In comparison to January 2020, the GPM increased by 33%, from $1.09/bu to $1.45/bu – largely due to higher sale values of ethanol and its co-products. The sale values of ethanol, DDGs, and DCO in January 2021 were higher than those experienced in both 2020 and 2019. The sale values of ethanol, DDGs, and DCO in January 2021 were $3.95, $1.94, and $0.24 respectively. In 2020 these sale values were $3.48, $1.29, and $0.15; and $3.28, $1.42, and $0.14 in 2019.
In Figure 2, the scatter points represent the weekly sales values – raw data from the AMS weekly report – for corn, ethanol, DDGS, and DCO using green, yellow, blue, and red respectively. The boxplots in pink, represent the range of weekly IA ethanol GPMs.
We applied the ANOVA and Tukey-HSD tests to the study period, i.e., January 2018 to June 2021, and found that:
- For the first half-year, in general (averaging the 6-month GPM values), the GPM values in 2019 and 2020 were significantly lower than 2018 and 2021; there is no significant difference between the GPM values in 2019 and 2020, and there is no significant difference between the GPM values in 2018 and 2021. However, in April and May, the GPM values in 2021 are significantly higher than all other years.
- For the second half-year, in general (averaging the 6-month GPM values), there is no significant difference among the GPM values from 2018 to 2020. However, in July, August, and September, the GPMs in 2019 have significantly lower values than in 2018 and 2020. Also, in October and November, the GPMs in 2018 are significantly lower than in 2019 and 2020 whereas there is no significant difference in December GPM values.
Applying the Pearson correlation test, we found that within the study period, corn prices have had a strong significant negative effect in July and August, this effect becomes weaker but still significant as time moves forward. However, corn prices had no significant effect in November.
The sale value of DDGs had no effect on the GPMs for January through to April. However, with August as the exception, from May through to October the sale value of DDGs had a significant positive effect; and after November, the sale value of DDGs yet again had no effect on GPM values.
The sale value of DCO has had a significant positive effect on the GPMs in May, September, and October, while it has had a significant negative effect in July and December; No other significant effect was found in any other months.
The sale value of ethanol has had a significant positive effect on GPM, in the months' March, April, May, October, and November, but no significant effect in other months.
In summary, with regard to the 2021 GPM values: The ethanol price (ethanol sale value) is the dominant variable in March to May, the DDGs price (DDGs sale value) is the dominant variable in June, and both have significant positive effects on the GPM values. We found a similar conclusion in previous analyses, in that the ethanol price became the dominant variable. From the EIA Fuel ethanol overview table, ethanol fuel production is slowly returning to normal, but is still relatively low when compared to 2018 and 2019 levels. Ethanol fuel production may still have a continuous influence on the ethanol price and value which in turn is expected to influence the GPM values.

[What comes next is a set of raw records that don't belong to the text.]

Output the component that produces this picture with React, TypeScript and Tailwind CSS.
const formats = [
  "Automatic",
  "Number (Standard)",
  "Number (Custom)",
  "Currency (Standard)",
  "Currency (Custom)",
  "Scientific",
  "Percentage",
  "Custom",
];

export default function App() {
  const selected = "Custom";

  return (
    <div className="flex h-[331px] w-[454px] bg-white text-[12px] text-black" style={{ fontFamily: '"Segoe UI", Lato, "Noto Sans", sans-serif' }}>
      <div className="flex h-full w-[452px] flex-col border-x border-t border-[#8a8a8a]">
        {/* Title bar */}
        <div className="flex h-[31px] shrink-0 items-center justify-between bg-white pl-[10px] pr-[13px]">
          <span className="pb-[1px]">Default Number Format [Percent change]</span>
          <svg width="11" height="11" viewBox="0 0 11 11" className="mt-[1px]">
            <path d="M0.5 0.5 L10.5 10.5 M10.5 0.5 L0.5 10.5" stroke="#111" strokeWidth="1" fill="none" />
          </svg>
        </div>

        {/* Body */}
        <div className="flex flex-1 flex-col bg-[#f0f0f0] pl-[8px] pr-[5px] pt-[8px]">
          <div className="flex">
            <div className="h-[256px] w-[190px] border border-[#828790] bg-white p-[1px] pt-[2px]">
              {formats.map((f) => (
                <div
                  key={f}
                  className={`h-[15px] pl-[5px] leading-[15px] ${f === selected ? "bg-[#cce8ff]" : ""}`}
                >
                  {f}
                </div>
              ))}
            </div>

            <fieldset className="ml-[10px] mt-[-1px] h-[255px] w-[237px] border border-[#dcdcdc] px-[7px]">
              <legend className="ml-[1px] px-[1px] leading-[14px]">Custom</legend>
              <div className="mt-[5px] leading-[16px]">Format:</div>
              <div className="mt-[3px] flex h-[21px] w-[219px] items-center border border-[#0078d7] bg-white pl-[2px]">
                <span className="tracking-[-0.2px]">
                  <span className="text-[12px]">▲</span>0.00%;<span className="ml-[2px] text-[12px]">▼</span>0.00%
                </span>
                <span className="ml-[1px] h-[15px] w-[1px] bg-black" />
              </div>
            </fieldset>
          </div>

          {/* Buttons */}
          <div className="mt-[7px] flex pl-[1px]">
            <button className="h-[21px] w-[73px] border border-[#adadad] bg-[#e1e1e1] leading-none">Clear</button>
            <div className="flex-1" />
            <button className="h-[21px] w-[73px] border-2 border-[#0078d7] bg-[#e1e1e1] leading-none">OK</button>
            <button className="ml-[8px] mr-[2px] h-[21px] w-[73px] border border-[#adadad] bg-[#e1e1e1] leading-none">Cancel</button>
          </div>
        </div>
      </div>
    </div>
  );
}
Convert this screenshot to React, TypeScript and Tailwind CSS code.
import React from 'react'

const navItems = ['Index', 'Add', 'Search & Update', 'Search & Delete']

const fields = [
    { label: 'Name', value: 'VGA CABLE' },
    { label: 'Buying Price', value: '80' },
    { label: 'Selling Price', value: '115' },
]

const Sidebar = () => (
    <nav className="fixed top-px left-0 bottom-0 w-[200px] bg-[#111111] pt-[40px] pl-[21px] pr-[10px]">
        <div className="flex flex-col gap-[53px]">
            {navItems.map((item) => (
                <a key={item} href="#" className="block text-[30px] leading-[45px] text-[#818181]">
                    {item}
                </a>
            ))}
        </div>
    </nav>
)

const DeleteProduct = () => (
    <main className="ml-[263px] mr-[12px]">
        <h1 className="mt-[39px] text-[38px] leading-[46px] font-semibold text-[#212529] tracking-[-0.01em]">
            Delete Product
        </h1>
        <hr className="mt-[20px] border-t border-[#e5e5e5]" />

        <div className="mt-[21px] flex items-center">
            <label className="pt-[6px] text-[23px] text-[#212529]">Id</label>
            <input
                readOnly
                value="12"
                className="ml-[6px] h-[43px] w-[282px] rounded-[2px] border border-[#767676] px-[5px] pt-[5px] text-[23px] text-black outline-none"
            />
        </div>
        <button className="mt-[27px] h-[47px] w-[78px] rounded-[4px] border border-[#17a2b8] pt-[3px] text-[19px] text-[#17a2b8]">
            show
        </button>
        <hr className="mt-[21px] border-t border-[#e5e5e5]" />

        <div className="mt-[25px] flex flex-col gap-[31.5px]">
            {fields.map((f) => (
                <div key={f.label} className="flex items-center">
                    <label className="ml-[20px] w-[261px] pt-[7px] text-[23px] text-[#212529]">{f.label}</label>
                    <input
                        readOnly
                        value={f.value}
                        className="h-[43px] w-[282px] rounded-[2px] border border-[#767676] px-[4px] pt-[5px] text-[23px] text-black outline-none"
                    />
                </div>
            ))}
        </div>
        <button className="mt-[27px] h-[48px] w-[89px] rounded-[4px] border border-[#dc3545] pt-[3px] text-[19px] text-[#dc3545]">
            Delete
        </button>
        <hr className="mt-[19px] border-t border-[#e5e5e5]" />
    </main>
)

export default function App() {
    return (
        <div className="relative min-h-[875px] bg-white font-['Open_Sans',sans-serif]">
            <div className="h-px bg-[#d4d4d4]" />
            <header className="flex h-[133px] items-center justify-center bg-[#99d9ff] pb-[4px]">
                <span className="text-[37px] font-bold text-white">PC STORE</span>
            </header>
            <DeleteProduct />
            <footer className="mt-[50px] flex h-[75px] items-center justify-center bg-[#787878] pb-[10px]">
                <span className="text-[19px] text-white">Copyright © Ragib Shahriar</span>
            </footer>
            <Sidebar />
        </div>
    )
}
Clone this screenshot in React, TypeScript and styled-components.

This was a general analysis of the GPM as we understand that various industries – such as ethanol production, corn production, and the feed industry, etc. – use the GPM and/or the co-product sale values from different perspectives to aid in the making of a variety of important business decisions. Let us know how you use the GPM, and which dominant variable has the most effect on your business.
*All data came from the Iowa Ethanol Corn and Co-Products Processing Values Report and the National Daily Ethanol Report from the USDA AMS website – The latest data was updated on June 4th, 2021.